▶ [Dataset extract]
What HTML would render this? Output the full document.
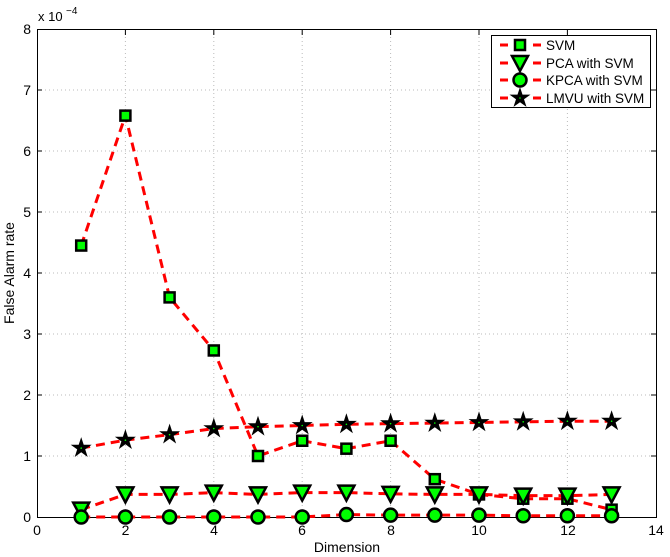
<!DOCTYPE html><html><head><style>body{margin:0;background:#fff}svg{display:block;font-family:"Liberation Sans",sans-serif}</style></head><body>
<svg id="s" width="670" height="557" xmlns="http://www.w3.org/2000/svg">
<rect width="670" height="557" fill="#fff"/>
<g id="grid" stroke="#bbb" stroke-dasharray="1,3" stroke-width="1"></g>
<rect x="37.5" y="29.5" width="619" height="488" fill="none" stroke="#000" stroke-width="1"/>
<g id="ticks" stroke="#000"></g>
<g font-size="14" fill="#000">
<text x="31" y="522" text-anchor="end">0</text><text x="31" y="461" text-anchor="end">1</text><text x="31" y="400" text-anchor="end">2</text><text x="31" y="339" text-anchor="end">3</text><text x="31" y="278" text-anchor="end">4</text><text x="31" y="217" text-anchor="end">5</text><text x="31" y="156" text-anchor="end">6</text><text x="31" y="95" text-anchor="end">7</text><text x="31" y="34" text-anchor="end">8</text>
<text x="37" y="535" text-anchor="middle">0</text><text x="125.5" y="535" text-anchor="middle">2</text><text x="214" y="535" text-anchor="middle">4</text><text x="302" y="535" text-anchor="middle">6</text><text x="391" y="535" text-anchor="middle">8</text><text x="479" y="535" text-anchor="middle">10</text><text x="568" y="535" text-anchor="middle">12</text><text x="656" y="535" text-anchor="middle">14</text>
<text x="347" y="552" text-anchor="middle">Dimension</text>
<text x="14" y="273" text-anchor="middle" transform="rotate(-90 14 273)">False Alarm rate</text>
<text x="38" y="21" font-size="13">x 10</text><text x="66" y="14" font-size="10">−4</text>
</g>
<g id="plot"></g>
<rect x="491.5" y="35.5" width="159" height="72" fill="#fff" stroke="#000"/>
<g id="leg"></g>
<g font-size="13.5"><text x="546" y="50">SVM</text><text x="546" y="68">PCA with SVM</text><text x="546" y="85">KPCA with SVM</text><text x="546" y="103">LMVU with SVM</text></g>
</svg>
<script>
var X=function(v){return 37+v*44.2},Y=function(v){return 517-v*61};
var ns="http://www.w3.org/2000/svg";
function el(p,t,a){var e=document.createElementNS(ns,t);for(var k in a)e.setAttribute(k,a[k]);p.appendChild(e);return e}
var g=document.getElementById('grid'),tk=document.getElementById('ticks'),pl=document.getElementById('plot'),lg=document.getElementById('leg');
for(var i=1;i<7;i++){el(g,'line',{x1:X(2*i),x2:X(2*i),y1:29,y2:517});el(tk,'line',{x1:X(2*i),x2:X(2*i),y1:517,y2:512});el(tk,'line',{x1:X(2*i),x2:X(2*i),y1:30,y2:35});}
for(i=1;i<8;i++){el(g,'line',{x1:37,x2:656,y1:Y(i),y2:Y(i)});el(tk,'line',{x1:37,x2:42,y1:Y(i),y2:Y(i)});el(tk,'line',{x1:656,x2:651,y1:Y(i),y2:Y(i)});}
var D=[[4.45,6.58,3.6,2.73,1.0,1.25,1.12,1.25,0.62,0.37,0.3,0.3,0.12],
[0.12,0.37,0.37,0.4,0.37,0.4,0.4,0.38,0.37,0.37,0.35,0.35,0.37],
[0,0,0,0,0,0,0.04,0.03,0.03,0.03,0.02,0.02,0.02],
[1.13,1.26,1.35,1.45,1.48,1.5,1.52,1.53,1.54,1.55,1.56,1.57,1.57]];
function mk(p,t,x,y){
 if(t==0)el(p,'rect',{x:x-5,y:y-5,width:10,height:10,fill:'#0f0',stroke:'#000','stroke-width':2.5});
 else if(t==1)el(p,'path',{d:'M'+(x-8)+' '+(y-7)+'L'+(x+8)+' '+(y-7)+'L'+x+' '+(y+8)+'Z',fill:'#0f0',stroke:'#000','stroke-width':2.5,'stroke-linejoin':'miter'});
 else if(t==2)el(p,'circle',{cx:x,cy:y,r:6.5,fill:'#0f0',stroke:'#000','stroke-width':2.5});
 else{var d='';for(var k=0;k<10;k++){var r=k%2?4.2:11,a=-Math.PI/2+k*Math.PI/5;d+=(k?'L':'M')+(x+r*Math.cos(a)).toFixed(1)+' '+(y+r*Math.sin(a)).toFixed(1)}el(p,'path',{d:d+'Z',fill:'#000'});el(p,'circle',{cx:x,cy:y,r:0.8,fill:'#0f0'});}
}
D.forEach(function(s,t){var pts=s.map(function(v,i){return X(i+1)+','+Y(v)}).join(' ');
 el(pl,'polyline',{points:pts,fill:'none',stroke:'#f00','stroke-width':3,'stroke-dasharray':'9,6'});});
D.forEach(function(s,t){s.forEach(function(v,i){mk(pl,t,X(i+1),Y(v))})});
[45,63,80,98].forEach(function(y,t){el(lg,'line',{x1:500,x2:508,y1:y,y2:y,stroke:'#f00','stroke-width':3});el(lg,'line',{x1:533,x2:541,y1:y,y2:y,stroke:'#f00','stroke-width':3});mk(lg,t,520,y)});
</script>
</body></html>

▶ [Task details]
Show, from the material above, each line that includes the string "document".

▶ [Completed task]
What HTML would render this? Output the full document.
function el(p,t,a){var e=document.createElementNS(ns,t);for(var k in a)e.setAttribute(k,a[k]);p.appendChild(e);return e}
var g=document.getElementById('grid'),tk=document.getElementById('ticks'),pl=document.getElementById('plot'),lg=document.getElementById('leg');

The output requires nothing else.